Pina (2011)
Wim Wenders documentary on the work of the German choreographer (and his personal friend) Pina Bausch. One of the most amazing films I’ve seen all year, pretty much due to the amazingness of the pieces themselves - Wenders’ concern was the insoluble problem of how to make a dance film that was even more impactful and immersive than going to see a live performance at the theatre, and having solved it, got himself out of the way.

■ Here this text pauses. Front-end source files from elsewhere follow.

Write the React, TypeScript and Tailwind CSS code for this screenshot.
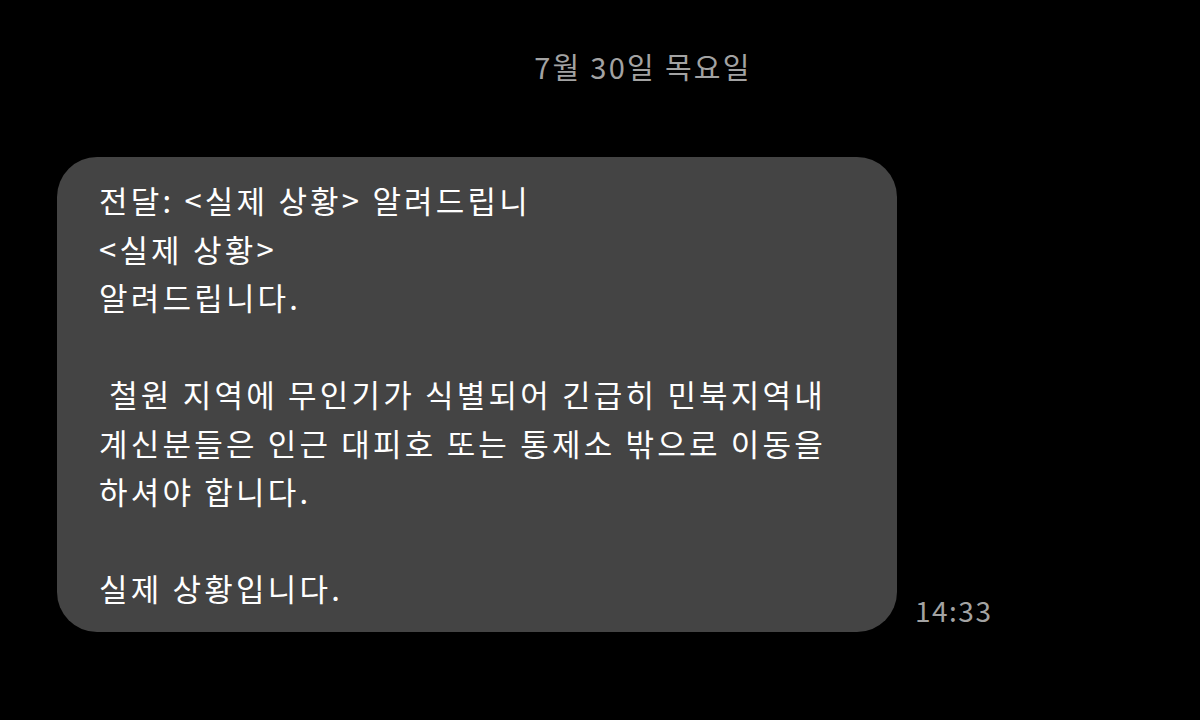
import React from "react";

const lines = [
  "전달: <실제 상황> 알려드립니",
  "<실제 상황>",
  "알려드립니다.",
  "",
  " 철원 지역에 무인기가 식별되어 긴급히 민북지역내",
  "계신분들은 인근 대피호 또는 통제소 밖으로 이동을",
  "하셔야 합니다.",
  "",
  "실제 상황입니다.",
];

const App: React.FC = () => {
  return (
    <div
      className="w-[1200px] h-[720px] bg-black overflow-hidden"
      style={{ fontFamily: '"Noto Sans CJK KR", "Noto Sans", sans-serif' }}
    >
      <div className="flex justify-center pl-[86px] pt-[46px] h-[40px] box-content">
        <span className="text-[29px] leading-[40px] text-[#a3a3a3] tracking-[2.3px]">7월 30일 목요일</span>
      </div>

      <div className="flex items-end mt-[71px] ml-[57px] gap-[18px]">
        <div className="w-[840px] bg-[#444444] rounded-[40px] pl-[42px] pr-6 py-[19px]">
          {lines.map((line, i) => (
            <div key={i} className="text-[31px] leading-[48.5px] h-[48.5px] text-white whitespace-pre tracking-[3.2px]">
              {line}
            </div>
          ))}
        </div>
        <span className="text-[28px] leading-[40px] text-[#a3a3a3] tracking-[1.5px] mb-[2px]">14:33</span>
      </div>
    </div>
  );
};

export default App;
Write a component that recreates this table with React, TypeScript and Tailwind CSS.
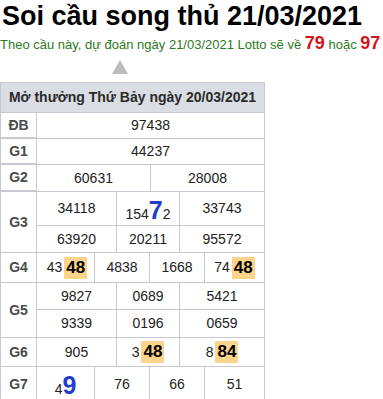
const B = 'border-[#c8c9d0]';

function Hi({ children }: { children: React.ReactNode }) {
  return <span className="inline-block bg-[#fdd58a] px-[2px] text-[17px] leading-[22px] font-bold text-black">{children}</span>;
}

function Cell({ w, children }: { w: string; children?: React.ReactNode }) {
  return <div className={`${w} flex items-center justify-center border-r ${B}`}>{children}</div>;
}

function Label({ children }: { children: React.ReactNode }) {
  return (
    <div className={`w-[36px] shrink-0 flex items-center justify-center border-r border-b ${B} font-bold text-[#4a4a4a]`}>
      {children}
    </div>
  );
}

export default function App() {
  return (
    <div className="w-[383px] h-[399px] overflow-hidden bg-white font-['Liberation_Sans',Arial,sans-serif]">
      <h1 className="pl-[2px] pt-[1px] text-[27px] leading-[31px] font-bold text-black whitespace-nowrap">
        Soi cầu song thủ 21/03/2021
      </h1>
      <p className="mt-[1px] text-[13px] leading-[20px] text-[#2e7a23] whitespace-nowrap">
        Theo cầu này, dự đoán ngày 21/03/2021 Lotto sẽ về{' '}
        <span className="text-[18px] font-bold text-[#d3131b]">79</span> hoặc{' '}
        <span className="text-[18px] font-bold text-[#d3131b]">97</span>
      </p>
      <div className="flex pl-[112px] pt-[5px]">
        <div className="h-0 w-0 border-x-[8px] border-b-[14px] border-x-transparent border-b-[#bdbdbd]" />
      </div>

      <div className={`mt-[8px] w-[265px] border-l border-t ${B} text-[14px] text-[#222]`}>
        <div className={`h-[30px] flex items-center justify-center border-r border-b ${B} bg-[#dadde4] font-bold text-[#2a2a2a]`}>
          Mở thưởng Thứ Bảy ngày 20/03/2021
        </div>

        <div className={`flex h-[26px] border-b ${B}`}>
          <Label>ĐB</Label>
          <Cell w="w-[228px]">97438</Cell>
        </div>
        <div className={`flex h-[26px] border-b ${B}`}>
          <Label>G1</Label>
          <Cell w="w-[228px]">44237</Cell>
        </div>
        <div className={`flex h-[27px] border-b ${B}`}>
          <Label>G2</Label>
          <Cell w="w-[114px]">60631</Cell>
          <Cell w="w-[114px]">28008</Cell>
        </div>

        <div className="flex h-[61px]">
          <Label>G3</Label>
          <div className="flex flex-col">
            <div className={`flex h-[34px] border-b ${B}`}>
              <Cell w="w-[80px]">34118</Cell>
              <Cell w="w-[63px]">
                <span className="pt-[5px]">
                  154<span className="text-[25px] font-bold text-[#1f3ccc]">7</span>2
                </span>
              </Cell>
              <Cell w="w-[85px]">33743</Cell>
            </div>
            <div className={`flex h-[27px] border-b ${B}`}>
              <Cell w="w-[80px]">63920</Cell>
              <Cell w="w-[63px]">20211</Cell>
              <Cell w="w-[85px]">95572</Cell>
            </div>
          </div>
        </div>

        <div className="flex h-[30px]">
          <Label>G4</Label>
          <div className={`flex border-b ${B}`}>
            <Cell w="w-[58px]">
              <span className="pl-[3px] pr-[2px]">43</span>
              <Hi>48</Hi>
            </Cell>
            <Cell w="w-[55px]">4838</Cell>
            <Cell w="w-[55px]">1668</Cell>
            <Cell w="w-[60px]">
              <span className="pr-[2px]">74</span>
              <Hi>48</Hi>
            </Cell>
          </div>
        </div>

        <div className="flex h-[55px]">
          <Label>G5</Label>
          <div className="flex flex-col">
            <div className={`flex h-[27px] border-b ${B}`}>
              <Cell w="w-[80px]">9827</Cell>
              <Cell w="w-[63px]">0689</Cell>
              <Cell w="w-[85px]">5421</Cell>
            </div>
            <div className={`flex h-[28px] border-b ${B}`}>
              <Cell w="w-[80px]">9339</Cell>
              <Cell w="w-[63px]">0196</Cell>
              <Cell w="w-[85px]">0659</Cell>
            </div>
          </div>
        </div>

        <div className="flex h-[29px]">
          <Label>G6</Label>
          <div className={`flex border-b ${B}`}>
            <Cell w="w-[80px]">905</Cell>
            <Cell w="w-[63px]">
              <span className="pr-[2px]">3</span>
              <Hi>48</Hi>
            </Cell>
            <Cell w="w-[85px]">
              <span className="pr-[2px]">8</span>
              <Hi>84</Hi>
            </Cell>
          </div>
        </div>

        <div className="flex h-[36px]">
          <Label>G7</Label>
          <div className={`flex border-b ${B}`}>
            <Cell w="w-[58px]">
              <span className="pt-[3px]">
                4<span className="text-[25px] font-bold text-[#1f3ccc]">9</span>
              </span>
            </Cell>
            <Cell w="w-[55px]">76</Cell>
            <Cell w="w-[55px]">66</Cell>
            <Cell w="w-[60px]">51</Cell>
          </div>
        </div>
      </div>
    </div>
  );
}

Pina Bausch died of a sudden illness just before filming was to start, so what was originally intended as a tour documentary became a tribute. But there’s no biographical detail at all, and rather little footage of Pina herself. Instead, Wenders created context by interviewing the dancers in her troupe, some of whom had collaborated with her and each other for decades. These passages are still portraits, essentially - person sitting quietly in chair, looking at camera - overlaid with audio snippets of their reminiscences (charmingly, each seems to have been interviewed in the language they felt most comfortable in: not only German, but English, French, Spanish, Portuguese, Korean…). Classic storytelling technique, that; defining the shape of a missing person by filling in their surroundings. I’ve used it myself. XD;
Then there are the performances. They are really ~*dramatic*~. In interview Wenders said that what had originally impressed him about Pina Bausch’s work was that he’d thought he was good at “speaking” body language, being a filmmaker, but she made him realize he was a rookie. The gestural vocabulary of her pieces is so refined that one’s primate brain (or whatever it is that reacts instinctively to the sight of another monkey spotting a leopard) is triggered long before language centers can get it together enough to name the emotion, let alone formulate a narrative context to which it logically belongs. There does seem to be narrative, mostly, but it’s like directly perceiving the ebb-and-flow of the structure underlying the text in the author’s mind (we had a conversation about this at one point). I can only go at them by pointing to similarly-feeling texts. Le Sacre du printemps, for instance, is a Cortázar-esque primitive-symbolist nightmare, whereas Cafe Muller is more like a Tennessee Williams stage tragedy. Of course, due to time considerations you don’t get to see more than extracts, which is frustrating. I would readily watch each one from beginning to end; that would have been worth my $16.50. If Wenders is kind he’ll edit them in their entirety for the DVD.